I’m still playing a good amount of PUBG, and surprise, playing more leads to getting better at a game (at least for most people). Am I Shroud yet? Not exactly, but I am at the point where if combat happens, I expect to win rather than praying the other guy is a bigger potato. That’s a big jump for me, especially because FPS games are BY FAR my worst genre of games when played competitively.
My best game to date, a 7 kill, fairly high damage squad win, happened recently. The ending was especially crazy, as the final circle was around the trench near Gatka, with myself and one squad member down inside the trench, and the final two enemies on top, one on each side. This was after a lengthy firefight with another squad on the opposite end of the trench that lead to the death of a squad mate.
After that fight ended, I peeked the top of the trench to see one enemy crawling towards us. He didn’t have vision on me (yay third-person-perspective camera shenanigans), so when I saw him peak in the other direction, I popped out and gave him the business end of my UMP. He got a shot on me, so once he was dead, I turned and backed away into the trench to heal, only to see the final enemy on the other side, looking directly at me. Or at least, I thought he was, because for whatever reason he didn’t shoot at me. This gave me the chance to get out of his view, heal up, and wait for him to peak in the other direction before lighting him up for the chicken dinner. Wins where you do more of the carrying for a squad always feel great, because god knows I’ve been on plenty of wins where I’m more weight than help.
As with most PUBG games, it was a combo of skill and luck to get that win. If the final enemy wasn’t blind, I’m dead after killing the first guy, and then it would have been a 1v1 with my squad mate. On the other hand, getting to the final circle was the result of good shooting, good movement/planning, and playing well as a squad. I never get to the final potato player if the first 6 people I killed end up killing me.

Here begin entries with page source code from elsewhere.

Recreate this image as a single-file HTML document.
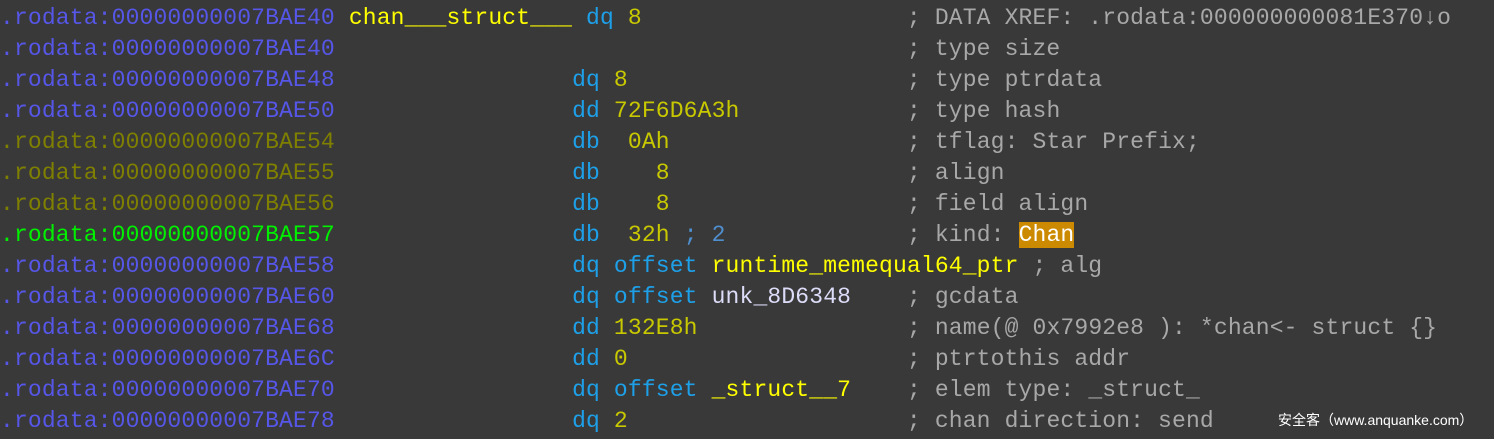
<!DOCTYPE html>
<html><head><meta charset="utf-8"><style>
html,body{margin:0;padding:0;background:#393939;width:1494px;height:439px;overflow:hidden}
pre{margin:0;position:absolute;left:0;top:3px;font-family:"Liberation Mono",monospace;font-size:23px;letter-spacing:0.15px;line-height:31px;color:#a8a8a8}
.a{color:#5656e8}.o{color:#7f7f00}.g{color:#00f000}.l{color:#ffff00}.m{color:#1ea0e8}.n{color:#c8c800}.c{color:#a8a8a8}.b{color:#4f8fd0}.u{color:#dcdcf8}
.h{background:#cc8a00;color:#fff}
.w{position:absolute;left:1278px;top:410px;font-family:"Liberation Sans","Noto Sans CJK SC",sans-serif;font-size:14px;color:#fff}
</style></head><body>
<pre><span class="a">.rodata:00000000007BAE40</span> <span class="l">chan___struct___</span> <span class="m">dq</span> <span class="n">8</span>                   <span class="c">; DATA XREF: .rodata:000000000081E370↓o</span>
<span class="a">.rodata:00000000007BAE40</span>                                         <span class="c">; type size</span>
<span class="a">.rodata:00000000007BAE48</span>                 <span class="m">dq</span> <span class="n">8</span>                    <span class="c">; type ptrdata</span>
<span class="a">.rodata:00000000007BAE50</span>                 <span class="m">dd</span> <span class="n">72F6D6A3h</span>            <span class="c">; type hash</span>
<span class="o">.rodata:00000000007BAE54</span>                 <span class="m">db</span>  <span class="n">0Ah</span>                 <span class="c">; tflag: Star Prefix;</span>
<span class="o">.rodata:00000000007BAE55</span>                 <span class="m">db</span>    <span class="n">8</span>                 <span class="c">; align</span>
<span class="o">.rodata:00000000007BAE56</span>                 <span class="m">db</span>    <span class="n">8</span>                 <span class="c">; field align</span>
<span class="g">.rodata:00000000007BAE57</span>                 <span class="m">db</span>  <span class="n">32h</span> <span class="b">; 2</span>             <span class="c">; kind: <span class="h">Chan</span></span>
<span class="a">.rodata:00000000007BAE58</span>                 <span class="m">dq offset</span> <span class="l">runtime_memequal64_ptr</span> <span class="c">; alg</span>
<span class="a">.rodata:00000000007BAE60</span>                 <span class="m">dq offset</span> <span class="u">unk_8D6348</span>    <span class="c">; gcdata</span>
<span class="a">.rodata:00000000007BAE68</span>                 <span class="m">dd</span> <span class="n">132E8h</span>               <span class="c">; name(@ 0x7992e8 ): *chan&lt;- struct {}</span>
<span class="a">.rodata:00000000007BAE6C</span>                 <span class="m">dd</span> <span class="n">0</span>                    <span class="c">; ptrtothis addr</span>
<span class="a">.rodata:00000000007BAE70</span>                 <span class="m">dq offset</span> <span class="l">_struct__7</span>    <span class="c">; elem type: _struct_</span>
<span class="a">.rodata:00000000007BAE78</span>                 <span class="m">dq</span> <span class="n">2</span>                    <span class="c">; chan direction: send</span></pre>
<div class="w">安全客（www.anquanke.com）</div>
</body></html>
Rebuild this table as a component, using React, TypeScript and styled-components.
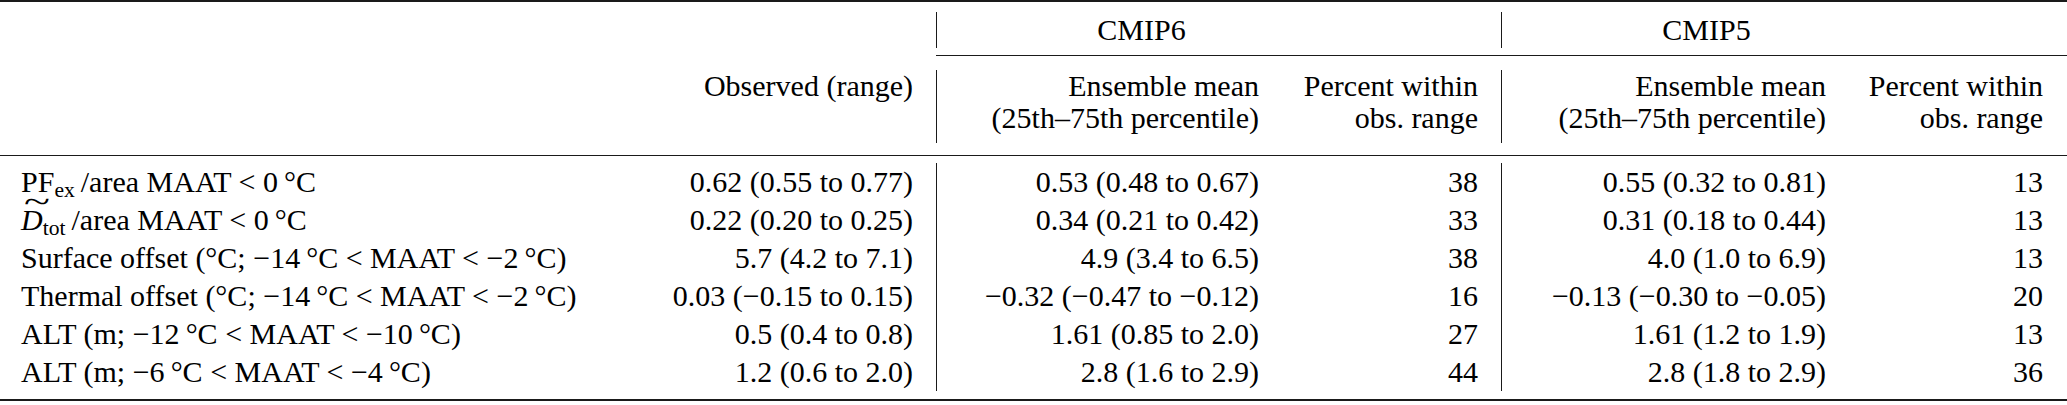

Speaking of our squad, I feel we are also improving as a unit. We are still sometimes spotty on communication (I’ll hear “cross the street” when someone actually said “enemy across the street” and run head-first into a bullet), but it’s getting better, and just takes time. You have to learn to fight the instinct to say something like “I see an enemy!”, and instead say “enemy at 235, solo”. I’m still the guy going “I’m hit” on comms, when that helps absolutely nobody and is just distracting noise, but again, improving.
I think the gradual improvement in PUBG is also a reason it’s so successful. It’s not like CS:GO where landing headshots is 90% of the game, and until you get to that point, you are basically fodder. In PUBG, great aim is important, no doubt, but so much more goes into winning, and even if your aim and reactions aren’t improving as fast as you’d like, you can still continue to improve in other areas and continue to become an overall better player.
Another key to the games success is that, unless you are someone like Shroud, victory doesn’t happen so often that it becomes normal, so each one feels great. Some better than others, but I doubt many players out of the millions don’t get a high from seeing that chicken dinner screen. The other group I play with has two guys who are insanely good at the game, and win fairly often (20% maybe?), but even for them each win is still a feel-good moment.
Those two factors keep people interested in the game, and keep them playing. It’s almost MMO-like in a way; you have long-term progression, and each major success feels great. Oh, and there is also the ‘collect fluff’ mini-game that some people take to extreme lengths (the pre-order coat item sells for over $1500 on Steam trade, and the price continues to go up).
I’m very excited for the big patch that has vaulting and a bunch of other stuff to hit the test servers, because it should make what is already an incredibly fun game that much better. Too bad it was delayed this week, but I’m sure it’s coming ‘soon’.